## [Instructions to follow]
Write out all of the data without omission, exactly as shown.

* * *

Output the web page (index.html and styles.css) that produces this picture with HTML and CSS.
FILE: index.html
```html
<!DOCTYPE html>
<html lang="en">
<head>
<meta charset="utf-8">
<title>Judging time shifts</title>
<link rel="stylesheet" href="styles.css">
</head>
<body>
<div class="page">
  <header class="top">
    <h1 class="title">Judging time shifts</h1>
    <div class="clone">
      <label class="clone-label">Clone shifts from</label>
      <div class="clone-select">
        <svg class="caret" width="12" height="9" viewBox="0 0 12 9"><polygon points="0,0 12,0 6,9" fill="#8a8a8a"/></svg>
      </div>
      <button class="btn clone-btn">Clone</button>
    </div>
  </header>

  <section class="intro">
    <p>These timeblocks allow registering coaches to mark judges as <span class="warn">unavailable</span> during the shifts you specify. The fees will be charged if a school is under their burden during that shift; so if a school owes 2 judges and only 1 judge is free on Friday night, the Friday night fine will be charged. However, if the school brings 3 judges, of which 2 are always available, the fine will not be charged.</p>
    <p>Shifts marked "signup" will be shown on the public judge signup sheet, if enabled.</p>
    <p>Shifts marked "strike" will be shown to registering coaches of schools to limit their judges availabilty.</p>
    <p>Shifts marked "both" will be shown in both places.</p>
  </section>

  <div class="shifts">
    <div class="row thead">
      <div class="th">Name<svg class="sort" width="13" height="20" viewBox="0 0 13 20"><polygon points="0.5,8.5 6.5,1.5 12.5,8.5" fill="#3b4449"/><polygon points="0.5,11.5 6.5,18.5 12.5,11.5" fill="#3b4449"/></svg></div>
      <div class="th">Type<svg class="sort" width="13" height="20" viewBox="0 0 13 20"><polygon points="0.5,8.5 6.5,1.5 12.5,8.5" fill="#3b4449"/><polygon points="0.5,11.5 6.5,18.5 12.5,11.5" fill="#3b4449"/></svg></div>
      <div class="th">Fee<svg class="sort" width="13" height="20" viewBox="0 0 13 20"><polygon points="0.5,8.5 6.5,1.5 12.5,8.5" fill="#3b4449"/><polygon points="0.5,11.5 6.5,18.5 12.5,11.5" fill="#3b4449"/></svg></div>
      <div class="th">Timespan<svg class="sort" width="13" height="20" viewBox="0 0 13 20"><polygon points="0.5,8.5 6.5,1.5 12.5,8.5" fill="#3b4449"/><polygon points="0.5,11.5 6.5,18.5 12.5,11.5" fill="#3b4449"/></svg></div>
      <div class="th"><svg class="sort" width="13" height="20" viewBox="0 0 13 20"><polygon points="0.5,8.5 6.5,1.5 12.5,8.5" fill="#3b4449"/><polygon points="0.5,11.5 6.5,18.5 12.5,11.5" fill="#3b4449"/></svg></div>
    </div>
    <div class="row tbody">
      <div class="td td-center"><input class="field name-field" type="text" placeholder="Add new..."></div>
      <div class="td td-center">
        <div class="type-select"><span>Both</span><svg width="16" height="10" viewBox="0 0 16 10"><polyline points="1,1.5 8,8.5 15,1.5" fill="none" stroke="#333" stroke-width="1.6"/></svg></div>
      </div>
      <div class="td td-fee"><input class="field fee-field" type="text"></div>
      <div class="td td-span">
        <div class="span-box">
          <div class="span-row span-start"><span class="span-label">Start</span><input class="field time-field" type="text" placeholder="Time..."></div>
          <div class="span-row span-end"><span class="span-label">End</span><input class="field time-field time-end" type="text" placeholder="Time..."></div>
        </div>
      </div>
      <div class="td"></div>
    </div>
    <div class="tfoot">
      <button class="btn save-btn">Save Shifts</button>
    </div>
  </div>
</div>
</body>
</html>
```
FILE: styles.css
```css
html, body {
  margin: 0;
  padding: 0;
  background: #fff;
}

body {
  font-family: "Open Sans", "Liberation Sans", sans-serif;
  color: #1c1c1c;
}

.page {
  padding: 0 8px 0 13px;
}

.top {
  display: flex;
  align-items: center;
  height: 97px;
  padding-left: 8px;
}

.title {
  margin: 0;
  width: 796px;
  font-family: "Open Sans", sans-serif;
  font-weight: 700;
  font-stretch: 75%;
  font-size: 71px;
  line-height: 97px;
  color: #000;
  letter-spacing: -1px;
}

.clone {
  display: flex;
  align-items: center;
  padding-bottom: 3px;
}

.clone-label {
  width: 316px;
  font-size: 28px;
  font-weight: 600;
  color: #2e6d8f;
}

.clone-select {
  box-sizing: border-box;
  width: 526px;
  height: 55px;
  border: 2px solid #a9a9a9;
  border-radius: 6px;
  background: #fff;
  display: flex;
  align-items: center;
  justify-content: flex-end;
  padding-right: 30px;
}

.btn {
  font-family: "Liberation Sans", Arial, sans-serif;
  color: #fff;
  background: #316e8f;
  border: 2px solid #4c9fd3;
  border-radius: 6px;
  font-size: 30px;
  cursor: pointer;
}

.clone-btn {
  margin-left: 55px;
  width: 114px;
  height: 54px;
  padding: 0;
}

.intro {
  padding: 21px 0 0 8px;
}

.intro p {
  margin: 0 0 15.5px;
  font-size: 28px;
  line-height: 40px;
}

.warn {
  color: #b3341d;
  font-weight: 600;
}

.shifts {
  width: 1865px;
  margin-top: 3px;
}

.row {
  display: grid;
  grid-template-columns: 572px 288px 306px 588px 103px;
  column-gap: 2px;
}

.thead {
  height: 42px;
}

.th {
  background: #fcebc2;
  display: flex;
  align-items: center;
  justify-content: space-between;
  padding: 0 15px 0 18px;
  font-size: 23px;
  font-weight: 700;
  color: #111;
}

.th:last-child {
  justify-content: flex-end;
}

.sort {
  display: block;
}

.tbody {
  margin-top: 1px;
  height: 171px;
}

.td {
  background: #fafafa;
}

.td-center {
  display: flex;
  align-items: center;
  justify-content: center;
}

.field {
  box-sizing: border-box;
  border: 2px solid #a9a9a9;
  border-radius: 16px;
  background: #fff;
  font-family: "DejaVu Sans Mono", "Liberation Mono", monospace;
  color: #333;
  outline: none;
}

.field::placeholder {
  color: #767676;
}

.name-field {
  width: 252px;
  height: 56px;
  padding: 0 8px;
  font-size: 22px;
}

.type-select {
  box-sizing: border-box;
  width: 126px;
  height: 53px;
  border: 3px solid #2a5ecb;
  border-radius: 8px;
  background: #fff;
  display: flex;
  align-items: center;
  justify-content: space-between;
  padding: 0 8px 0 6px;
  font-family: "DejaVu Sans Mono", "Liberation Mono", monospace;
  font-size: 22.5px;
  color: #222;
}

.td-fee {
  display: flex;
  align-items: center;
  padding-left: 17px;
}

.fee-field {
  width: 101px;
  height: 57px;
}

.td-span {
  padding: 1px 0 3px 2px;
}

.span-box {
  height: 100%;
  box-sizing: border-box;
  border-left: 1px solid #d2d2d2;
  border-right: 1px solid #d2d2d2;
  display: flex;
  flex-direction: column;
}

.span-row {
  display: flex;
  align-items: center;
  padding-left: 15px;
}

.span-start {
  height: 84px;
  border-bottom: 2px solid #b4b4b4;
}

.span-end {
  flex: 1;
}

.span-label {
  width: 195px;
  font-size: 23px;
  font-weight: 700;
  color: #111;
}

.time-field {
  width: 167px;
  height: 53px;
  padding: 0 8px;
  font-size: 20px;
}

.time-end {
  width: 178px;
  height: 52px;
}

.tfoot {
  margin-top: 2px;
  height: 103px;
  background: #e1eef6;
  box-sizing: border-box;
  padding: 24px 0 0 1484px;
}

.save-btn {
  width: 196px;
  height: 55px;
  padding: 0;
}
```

* * *

## [Solution below]
Output the web page (index.html and styles.css) that produces this picture with HTML and CSS.
FILE: index.html
```html
<!DOCTYPE html>
<html lang="en">
<head>
<meta charset="utf-8">
<title>Judging time shifts</title>
<link rel="stylesheet" href="styles.css">
</head>
<body>
<div class="page">
  <header class="top">
    <h1 class="title">Judging time shifts</h1>
    <div class="clone">
      <label class="clone-label">Clone shifts from</label>
      <div class="clone-select">
        <svg class="caret" width="12" height="9" viewBox="0 0 12 9"><polygon points="0,0 12,0 6,9" fill="#8a8a8a"/></svg>
      </div>
      <button class="btn clone-btn">Clone</button>
    </div>
  </header>

  <section class="intro">
    <p>These timeblocks allow registering coaches to mark judges as <span class="warn">unavailable</span> during the shifts you specify. The fees will be charged if a school is under their burden during that shift; so if a school owes 2 judges and only 1 judge is free on Friday night, the Friday night fine will be charged. However, if the school brings 3 judges, of which 2 are always available, the fine will not be charged.</p>
    <p>Shifts marked "signup" will be shown on the public judge signup sheet, if enabled.</p>
    <p>Shifts marked "strike" will be shown to registering coaches of schools to limit their judges availabilty.</p>
    <p>Shifts marked "both" will be shown in both places.</p>
  </section>

  <div class="shifts">
    <div class="row thead">
      <div class="th">Name<svg class="sort" width="13" height="20" viewBox="0 0 13 20"><polygon points="0.5,8.5 6.5,1.5 12.5,8.5" fill="#3b4449"/><polygon points="0.5,11.5 6.5,18.5 12.5,11.5" fill="#3b4449"/></svg></div>
      <div class="th">Type<svg class="sort" width="13" height="20" viewBox="0 0 13 20"><polygon points="0.5,8.5 6.5,1.5 12.5,8.5" fill="#3b4449"/><polygon points="0.5,11.5 6.5,18.5 12.5,11.5" fill="#3b4449"/></svg></div>
      <div class="th">Fee<svg class="sort" width="13" height="20" viewBox="0 0 13 20"><polygon points="0.5,8.5 6.5,1.5 12.5,8.5" fill="#3b4449"/><polygon points="0.5,11.5 6.5,18.5 12.5,11.5" fill="#3b4449"/></svg></div>
      <div class="th">Timespan<svg class="sort" width="13" height="20" viewBox="0 0 13 20"><polygon points="0.5,8.5 6.5,1.5 12.5,8.5" fill="#3b4449"/><polygon points="0.5,11.5 6.5,18.5 12.5,11.5" fill="#3b4449"/></svg></div>
      <div class="th"><svg class="sort" width="13" height="20" viewBox="0 0 13 20"><polygon points="0.5,8.5 6.5,1.5 12.5,8.5" fill="#3b4449"/><polygon points="0.5,11.5 6.5,18.5 12.5,11.5" fill="#3b4449"/></svg></div>
    </div>
    <div class="row tbody">
      <div class="td td-center"><input class="field name-field" type="text" placeholder="Add new..."></div>
      <div class="td td-center">
        <div class="type-select"><span>Both</span><svg width="16" height="10" viewBox="0 0 16 10"><polyline points="1,1.5 8,8.5 15,1.5" fill="none" stroke="#333" stroke-width="1.6"/></svg></div>
      </div>
      <div class="td td-fee"><input class="field fee-field" type="text"></div>
      <div class="td td-span">
        <div class="span-box">
          <div class="span-row span-start"><span class="span-label">Start</span><input class="field time-field" type="text" placeholder="Time..."></div>
          <div class="span-row span-end"><span class="span-label">End</span><input class="field time-field time-end" type="text" placeholder="Time..."></div>
        </div>
      </div>
      <div class="td"></div>
    </div>
    <div class="tfoot">
      <button class="btn save-btn">Save Shifts</button>
    </div>
  </div>
</div>
</body>
</html>
```
FILE: styles.css
```css
html, body {
  margin: 0;
  padding: 0;
  background: #fff;
}

body {
  font-family: "Open Sans", "Liberation Sans", sans-serif;
  color: #1c1c1c;
}

.page {
  padding: 0 8px 0 13px;
}

.top {
  display: flex;
  align-items: center;
  height: 97px;
  padding-left: 8px;
}

.title {
  margin: 0;
  width: 796px;
  font-family: "Open Sans", sans-serif;
  font-weight: 700;
  font-stretch: 75%;
  font-size: 71px;
  line-height: 97px;
  color: #000;
  letter-spacing: -1px;
}

.clone {
  display: flex;
  align-items: center;
  padding-bottom: 3px;
}

.clone-label {
  width: 316px;
  font-size: 28px;
  font-weight: 600;
  color: #2e6d8f;
}

.clone-select {
  box-sizing: border-box;
  width: 526px;
  height: 55px;
  border: 2px solid #a9a9a9;
  border-radius: 6px;
  background: #fff;
  display: flex;
  align-items: center;
  justify-content: flex-end;
  padding-right: 30px;
}

.btn {
  font-family: "Liberation Sans", Arial, sans-serif;
  color: #fff;
  background: #316e8f;
  border: 2px solid #4c9fd3;
  border-radius: 6px;
  font-size: 30px;
  cursor: pointer;
}

.clone-btn {
  margin-left: 55px;
  width: 114px;
  height: 54px;
  padding: 0;
}

.intro {
  padding: 21px 0 0 8px;
}

.intro p {
  margin: 0 0 15.5px;
  font-size: 28px;
  line-height: 40px;
}

.warn {
  color: #b3341d;
  font-weight: 600;
}

.shifts {
  width: 1865px;
  margin-top: 3px;
}

.row {
  display: grid;
  grid-template-columns: 572px 288px 306px 588px 103px;
  column-gap: 2px;
}

.thead {
  height: 42px;
}

.th {
  background: #fcebc2;
  display: flex;
  align-items: center;
  justify-content: space-between;
  padding: 0 15px 0 18px;
  font-size: 23px;
  font-weight: 700;
  color: #111;
}

.th:last-child {
  justify-content: flex-end;
}

.sort {
  display: block;
}

.tbody {
  margin-top: 1px;
  height: 171px;
}

.td {
  background: #fafafa;
}

.td-center {
  display: flex;
  align-items: center;
  justify-content: center;
}

.field {
  box-sizing: border-box;
  border: 2px solid #a9a9a9;
  border-radius: 16px;
  background: #fff;
  font-family: "DejaVu Sans Mono", "Liberation Mono", monospace;
  color: #333;
  outline: none;
}

.field::placeholder {
  color: #767676;
}

.name-field {
  width: 252px;
  height: 56px;
  padding: 0 8px;
  font-size: 22px;
}

.type-select {
  box-sizing: border-box;
  width: 126px;
  height: 53px;
  border: 3px solid #2a5ecb;
  border-radius: 8px;
  background: #fff;
  display: flex;
  align-items: center;
  justify-content: space-between;
  padding: 0 8px 0 6px;
  font-family: "DejaVu Sans Mono", "Liberation Mono", monospace;
  font-size: 22.5px;
  color: #222;
}

.td-fee {
  display: flex;
  align-items: center;
  padding-left: 17px;
}

.fee-field {
  width: 101px;
  height: 57px;
}

.td-span {
  padding: 1px 0 3px 2px;
}

.span-box {
  height: 100%;
  box-sizing: border-box;
  border-left: 1px solid #d2d2d2;
  border-right: 1px solid #d2d2d2;
  display: flex;
  flex-direction: column;
}

.span-row {
  display: flex;
  align-items: center;
  padding-left: 15px;
}

.span-start {
  height: 84px;
  border-bottom: 2px solid #b4b4b4;
}

.span-end {
  flex: 1;
}

.span-label {
  width: 195px;
  font-size: 23px;
  font-weight: 700;
  color: #111;
}

.time-field {
  width: 167px;
  height: 53px;
  padding: 0 8px;
  font-size: 20px;
}

.time-end {
  width: 178px;
  height: 52px;
}

.tfoot {
  margin-top: 2px;
  height: 103px;
  background: #e1eef6;
  box-sizing: border-box;
  padding: 24px 0 0 1484px;
}

.save-btn {
  width: 196px;
  height: 55px;
  padding: 0;
}
```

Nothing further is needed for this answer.